Однако ссылки на последние времена в полемике с более искусным и более начитанным врагом — прием рискованный в смысле очень скорого притупления своей эффективности. И в особенности оттого, что Господь Бог не спешит помочь любителям умственной гигиены в духе Огюста Конта и не посылает ни последних времен в эпоху о. Ивана Наседки, ни мировой революции в эпоху СССР. Зато происходит нечто другое — последние времена наступают для «любителей невежества и адораторов тьмы», по крепкому выражению В. В. Розанова. Это значит, что на тоталитарной Москве XVII в. (в полную противоположность Москве СССР) догадываются, что на умственную технику можно отвечать только умственной техникой, на знания в какой-либо области можно и должно отвечать знаниями же в этой самой области, а на философско-метафизические аргументы можно и должно отвечать философско-метафизическими же аргументами. В Северо-Западном и Юго-Западном краях об этом догадались гораздо ранее, чем на Москве.
Благодаря, гл<авным> обр<азом>, деятельности князей Константина Острожского и Андрея Курбского, благодаря киевлянке Галшке Гулевичевой[249], а потом митрополиту Петру Могиле[250]и другим — Вильно, Острог, Слуцк, Львов, Киев и др. города Северо-Запада и Юго-Запада делаются центрами научно-культурного сопротивления инославию, гл<авным> обр<азом> латино-полонизму. Этот период русской истории и русской культуры и можно считатьначалом систематической школьной научно-философской и мыслительской техники на Руси. Как и всюду, это начало было богословским, т. е. конкретно онтологическим.

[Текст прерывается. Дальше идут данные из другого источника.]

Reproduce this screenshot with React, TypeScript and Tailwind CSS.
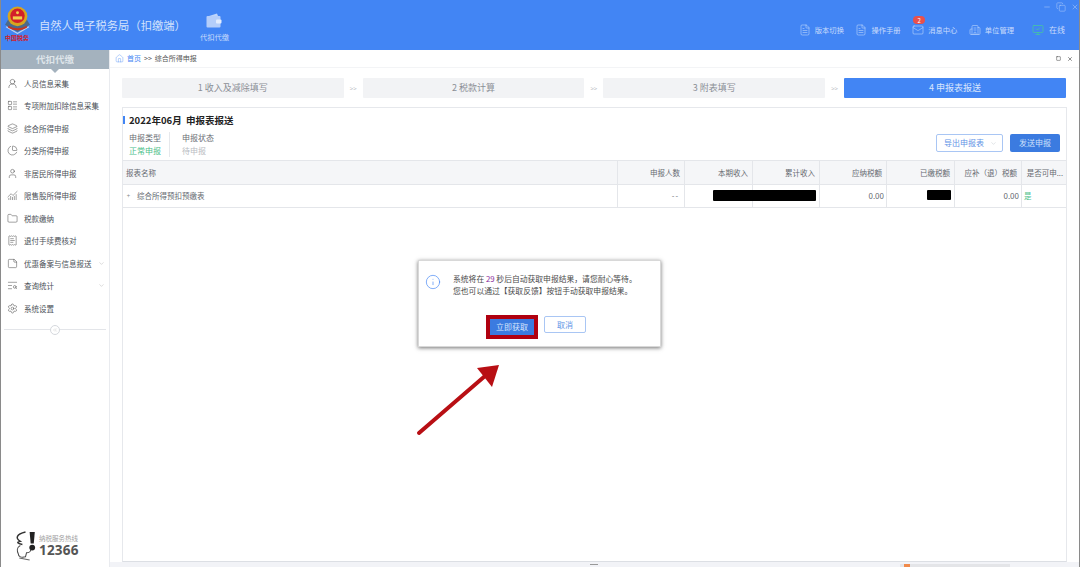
import {
  ChartNoAxesCombined,
  ChevronDown,
  ChevronsLeft,
  FileText,
  Folder,
  Home,
  Info,
  Layers,
  LayoutList,
  Mail,
  MonitorCheck,
  PieChart,
  ReceiptText,
  Settings,
  StickyNote,
  TextSearch,
  User,
  UserRound,
  Building2,
  Copy,
  Square,
  X,
  Minus,
} from "lucide-react";

const font = { fontFamily: '"Noto Sans CJK SC", "Liberation Sans", sans-serif' };

const menu = [
  { label: "人员信息采集", icon: UserRound },
  { label: "专项附加扣除信息采集", icon: LayoutList },
  { label: "综合所得申报", icon: Layers },
  { label: "分类所得申报", icon: PieChart },
  { label: "非居民所得申报", icon: User },
  { label: "限售股所得申报", icon: ChartNoAxesCombined },
  { label: "税款缴纳", icon: Folder },
  { label: "退付手续费核对", icon: ReceiptText },
  { label: "优惠备案与信息报送", icon: StickyNote, more: true },
  { label: "查询统计", icon: TextSearch, more: true },
  { label: "系统设置", icon: Settings },
];

const steps = ["1 收入及减除填写", "2 税款计算", "3 附表填写", "4 申报表报送"];

const headers = ["申报人数", "本期收入", "累计收入", "应纳税额", "已缴税额", "应补（退）税额", "是否可申..."];
const cols = "grid grid-cols-[494px_67px_68px_67px_67px_68px_67px_46px]";

function Emblem() {
  return (
    <div className="flex w-[30px] flex-col items-center">
      <svg width="27" height="28" viewBox="0 0 26 27">
        <path d="M1 18 L13 25 L25 18 L22 13 L4 13 Z" fill="#4b6a8c" />
        <path d="M2 20 L13 26.5 L24 20" fill="none" stroke="#c9d6e4" strokeWidth="1" />
        <circle cx="13" cy="10" r="9.5" fill="#d8a51f" />
        <circle cx="13" cy="9.5" r="7" fill="#d3202a" />
        <rect x="8.5" y="10" width="9" height="3" fill="#f3cf4c" />
        <circle cx="13" cy="6.5" r="1.4" fill="#f3cf4c" />
        <path d="M4 19 Q13 24 22 19 L22 21 Q13 26 4 21 Z" fill="#c6341f" />
      </svg>
      <span className="text-[6px] leading-[7px] font-bold text-[#d3202a]">中国税务</span>
    </div>
  );
}

function Wallet() {
  return (
    <svg width="16" height="15" viewBox="0 0 16 15">
      <path d="M3 3 L11 0.5 L12 3 Z" fill="#bcd4fb" />
      <rect x="0.5" y="3" width="14" height="11.5" rx="1" fill="#b4cefa" />
      <rect x="10" y="6.5" width="5.5" height="4" rx="1" fill="#e3edfe" />
    </svg>
  );
}

function Headset() {
  return (
    <svg width="25" height="31" viewBox="0 0 24 30">
      <path d="M12 2 C3 4 2 8 7 11 C3 12 4 13 9 14" fill="none" stroke="#333" strokeWidth="1.4" />
      <path d="M16 2 H21 L20 13 H17 Z" fill="#222" />
      <circle cx="18.5" cy="17" r="2.8" fill="#222" />
      <path d="M7 15 C3 17 4 21 5 23 C5 26 8 27 12 26 L13 22 C16 22 17 20 17 19" fill="none" stroke="#444" strokeWidth="1" />
      <path d="M6 27 L16 29" stroke="#666" strokeWidth="1" />
    </svg>
  );
}

function NavItem({ icon: Icon, label, badge }: { icon: typeof Mail; label: string; badge?: string }) {
  return (
    <div className="relative flex items-center gap-[4px]">
      <Icon size={12} strokeWidth={1} className="text-[#d5e4fd]" />
      <span className="text-[7.3px] text-[#c9dcfc]">{label}</span>
      {badge && (
        <span className="absolute top-[-8px] left-[1px] flex h-[8px] w-[12px] items-center justify-center rounded-full bg-[#e9504b] text-[6px] text-white">
          {badge}
        </span>
      )}
    </div>
  );
}

export default function App() {
  return (
    <div style={font} className="relative flex h-[567px] w-[1080px] flex-col overflow-hidden border-x border-[#8a8a8a] bg-white">
      <header className="flex h-[50px] shrink-0 bg-[#4285f4]">
        <div className="flex items-start gap-[7px] pt-[6px] pl-[1px]">
          <Emblem />
          <span className="mt-[11px] text-[11.3px] text-[#d3e2fc]">自然人电子税务局（扣缴端）</span>
        </div>
        <div className="ml-[14px] flex flex-col items-center pt-[13px]">
          <Wallet />
          <span className="mt-[4px] text-[7.3px] text-[#c9dcfc]">代扣代缴</span>
        </div>
        <div className="ml-auto flex flex-col items-end">
          <div className="flex h-[13px] items-center gap-[5px] text-[#b5cffa]">
            <Minus size={8} strokeWidth={1.5} />
            <Copy size={10} strokeWidth={1.2} />
            <X size={8} strokeWidth={1.5} />
          </div>
          <div className="mt-[11px] flex items-center pr-[14px]">
            <div className="flex items-center gap-[11.5px]">
              <NavItem icon={FileText} label="版本切换" />
              <NavItem icon={FileText} label="操作手册" />
              <NavItem icon={Mail} label="消息中心" badge="2" />
              <NavItem icon={Building2} label="单位管理" />
            </div>
            <div className="ml-[18px] flex items-center gap-[5px]">
              <MonitorCheck size={12} strokeWidth={1.2} className="text-[#46d68a]" />
              <span className="text-[8px] text-[#c9dcfc]">在线</span>
            </div>
          </div>
        </div>
      </header>

      <div className="flex min-h-0 flex-1">
        <aside className="flex w-[109px] shrink-0 flex-col border-r border-[#e9ebef]">
          <div className="relative flex h-[19px] shrink-0 items-center justify-center bg-[#a4b2be] text-[9.5px] font-bold text-[#dfe5ea]">
            代扣代缴
            <span className="absolute top-[19px] left-[50px] border-x-[4px] border-t-[4px] border-x-transparent border-t-[#a4b2be]" />
          </div>
          <nav className="flex flex-col pt-[3px]">
            {menu.map((m) => (
              <div key={m.label} className="flex h-[22.5px] items-center pr-[4px] pl-[6px] text-[7.5px] text-[#4a4f57]">
                <m.icon size={11} strokeWidth={1} className="shrink-0 text-[#333]" />
                <span className="ml-[6px] whitespace-nowrap">{m.label}</span>
                {m.more && <ChevronDown size={7} strokeWidth={1} className="ml-auto text-[#888]" />}
              </div>
            ))}
          </nav>
          <div className="relative mx-[3px] mt-[9px] border-t border-[#e3e5e9]">
            <span className="absolute top-[-5px] left-[46px] flex h-[10px] w-[10px] items-center justify-center rounded-full border border-[#d5d8dd] bg-white text-[#999]">
              <ChevronsLeft size={6} strokeWidth={1} />
            </span>
          </div>
          <div className="mt-auto mb-[6px] flex items-center gap-[1px] pl-[12px]">
            <Headset />
            <div className="flex flex-col">
              <span className="text-[6.5px] leading-[9px] text-[#a0a0a0]">纳税服务热线</span>
              <span className="text-[13.5px] leading-[15px] font-bold tracking-[0.2px] text-[#555]" style={{ fontFamily: '"Open Sans", sans-serif' }}>12366</span>
            </div>
          </div>
        </aside>

        <main className="flex min-w-0 flex-1 flex-col bg-white">
          <div className="flex h-[18px] shrink-0 items-center border-b border-[#f3f4f6] pl-[5px]">
            <Home size={9} strokeWidth={1} className="text-[#4285f4]" />
            <span className="ml-[3px] text-[7px] text-[#4285f4]">首页</span>
            <span className="ml-[3px] text-[7px] text-[#555]">&gt;&gt;</span>
            <span className="ml-[3px] text-[7px] text-[#555]">综合所得申报</span>
            <div className="ml-auto flex items-center gap-[6px] pr-[6px] text-[#222]">
              <Square size={5} strokeWidth={2} />
              <X size={6} strokeWidth={2} />
            </div>
          </div>

          <div className="flex shrink-0 items-center pt-[10px] pl-[12px]">
            {steps.map((s, i) => (
              <div key={s} className="flex items-center">
                {i > 0 && <span className="w-[19px] text-center text-[6px] text-[#b5b9c0]">&gt;&gt;</span>}
                <div
                  className={`flex h-[20px] w-[221.7px] items-center justify-center rounded-[1px] text-[9px] ${
                    i === 3 ? "bg-[#4285f4] text-[#d9e6fd]" : "bg-[#f2f3f5] text-[#8b8f96]"
                  }`}
                >
                  {s}
                </div>
              </div>
            ))}
          </div>

          <section className="mt-[9px] ml-[12px] w-[945px] flex-1 border border-[#e6e8ec] border-b-[#dcdfe4]">
            <div className="flex h-[53px] border-b border-[#e4e6ea]">
              <div className="flex-1 pt-[5px]">
                <div className="flex items-center">
                  <span className="h-[8px] w-[2px] bg-[#4285f4]" />
                  <span className="ml-[4px] text-[9.5px] font-bold text-[#222]">2022年06月&nbsp;&nbsp;申报表报送</span>
                </div>
                <div className="mt-[5px] flex pl-[6px] text-[8px] leading-[12.5px]">
                  <div className="border-r border-[#e6e8ec] pr-[8px]">
                    <div className="text-[#6b6f76]">申报类型</div>
                    <div className="text-[#4bc08a]">正常申报</div>
                  </div>
                  <div className="pl-[12px]">
                    <div className="text-[#6b6f76]">申报状态</div>
                    <div className="text-[#b9bcc2]">待申报</div>
                  </div>
                </div>
              </div>
              <div className="flex items-start gap-[7px] pt-[26px] pr-[6px]">
                <div className="flex h-[18px] w-[67px] items-center justify-between rounded-[2px] border border-[#a9c6f4] pr-[5px] pl-[7px] text-[8px] text-[#5f94e6]">
                  导出申报表
                  <ChevronDown size={7} strokeWidth={1} className="text-[#9aa3af]" />
                </div>
                <div className="flex h-[18px] w-[50px] items-center justify-center rounded-[2px] bg-[#3b7be0] text-[8px] text-[#cfe0fb]">发送申报</div>
              </div>
            </div>

            <div className={`${cols} h-[24px] border-b border-[#e4e6ea] bg-[#f5f6f8] text-[7.5px] text-[#666a71]`}>
              <div className="flex items-center pl-[3px]">报表名称</div>
              {headers.map((h) => (
                <div key={h} className={`flex items-center justify-end border-l border-[#e4e6ea] pr-[4px] whitespace-nowrap ${h === "是否可申..." ? "overflow-hidden" : ""}`}>
                  {h}
                </div>
              ))}
            </div>
            <div className={`${cols} relative h-[23px] border-b border-[#e4e6ea] text-[7.5px] text-[#666a71]`}>
              <div className="flex items-center pl-[3px]">
                <span className="flex h-[5px] w-[5px] items-center justify-center text-[6px] leading-none text-[#888]">+</span>
                <span className="ml-[6px]">综合所得预扣预缴表</span>
              </div>
              <div className="flex items-center justify-end border-l border-[#e4e6ea] pr-[5px] tracking-[1px]">--</div>
              <div className="border-l border-[#e4e6ea]" />
              <div className="border-l border-[#e4e6ea]" />
              <div className="flex items-center justify-end border-l border-[#e4e6ea] pr-[2px] text-[8px]">0.00</div>
              <div className="border-l border-[#e4e6ea]" />
              <div className="flex items-center justify-end border-l border-[#e4e6ea] pr-[2px] text-[8px]">0.00</div>
              <div className="flex items-center border-l border-[#e4e6ea] pl-[2px] text-[#4bc08a]">是</div>
              <span className="absolute top-[5px] left-[590px] h-[11px] w-[103px] rounded-[1px] bg-black" />
              <span className="absolute top-[5px] left-[804px] h-[10px] w-[24px] rounded-[1px] bg-black" />
            </div>
          </section>
          <div className="relative h-[5px] shrink-0 bg-[#f2f3f7]">
            <span className="absolute top-[2px] left-[480px] h-[1px] w-[8px] bg-[#999]" />
            <span className="absolute top-[2px] left-[790px] h-[3px] w-[110px] bg-[#e4e5e8]" />
            <span className="absolute top-[2px] left-[794px] h-[3px] w-[6px] bg-[#f08a4b]" />
          </div>
        </main>
      </div>

      {/* dialog */}
      <div className="absolute top-[260px] left-[417px] h-[87px] w-[243px] border border-[#d8d8d8] bg-white shadow-[0_1px_4px_rgba(0,0,0,0.55)]">
        <div className="flex items-start pt-[12px] pl-[6px]">
          <Info size={16} strokeWidth={1} className="mt-[1px] text-[#4285f4]" />
          <div className="ml-[12px] text-[7.8px] leading-[11.5px] whitespace-nowrap text-[#4a4a4a]">
            <p>
              系统将在 <span className="text-[#8a2d9c]">29</span> 秒后自动获取申报结果，请您耐心等待。
            </p>
            <p>您也可以通过【获取反馈】按钮手动获取申报结果。</p>
          </div>
        </div>
        <div className="absolute top-[54px] left-[67px] flex items-start gap-[6px]">
          <div className="border-[4px] border-[#b00010]">
            <div className="flex h-[16px] w-[44px] items-center justify-center bg-[#3b7be0] text-[8px] text-[#d5e4fc]">立即获取</div>
          </div>
          <div className="mt-[1px] flex h-[17px] w-[42px] items-center justify-center rounded-[2px] border border-[#a9c6f4] text-[8px] text-[#5f94e6]">取消</div>
        </div>
      </div>

      {/* arrow annotation */}
      <svg className="absolute top-[360px] left-[414px]" width="90" height="78" viewBox="0 0 90 78">
        <line x1="4" y1="73" x2="70" y2="16" stroke="#b80f14" strokeWidth="4" strokeLinecap="round" />
        <path d="M84 5 L62 8 L77 27 Z" fill="#b80f14" />
      </svg>
    </div>
  );
}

Начало первым школам православного воспитания положено было князем Константином Острожским (ум<ер в> 1603 г.). Он основал одну из первых <школ> с серьезным значением в Западной Руси, именно в городе Остроге, на вотчине князей Острожских. С потомками этого русского аристократа как раз и случилось то, чего так боялись московские антизападники-старообрядцы. Острожские стали латино-католиками и совершенно ополячились. Но сперва Острожские были ревнителями православия и основателями его западного варианта. Образовался их стараниями новый центр православного школьного просвещения с богословско-философской программой. Это была Киевская братская школа, из которой впоследствии возникла первая русская императорская Духовная академия — старейшая в России. Как это показал историк высшего духовного образования на Украине, в указанный период школы этого типа возникали неоднократно в Западном крае. Они носили церковно-народный характер и были плотью от плоти национальной русской стихии, которая их создавала и поддерживала вопреки самым тяжелым и казалось бы неотвратимо гибельным условиям. Надо, впрочем, заметить, что народ подчас весьма сурово относился к своему детищу, заподазривая чистоту его православного стиля и проникаясь настроениями, весьма близкими к московским староверам.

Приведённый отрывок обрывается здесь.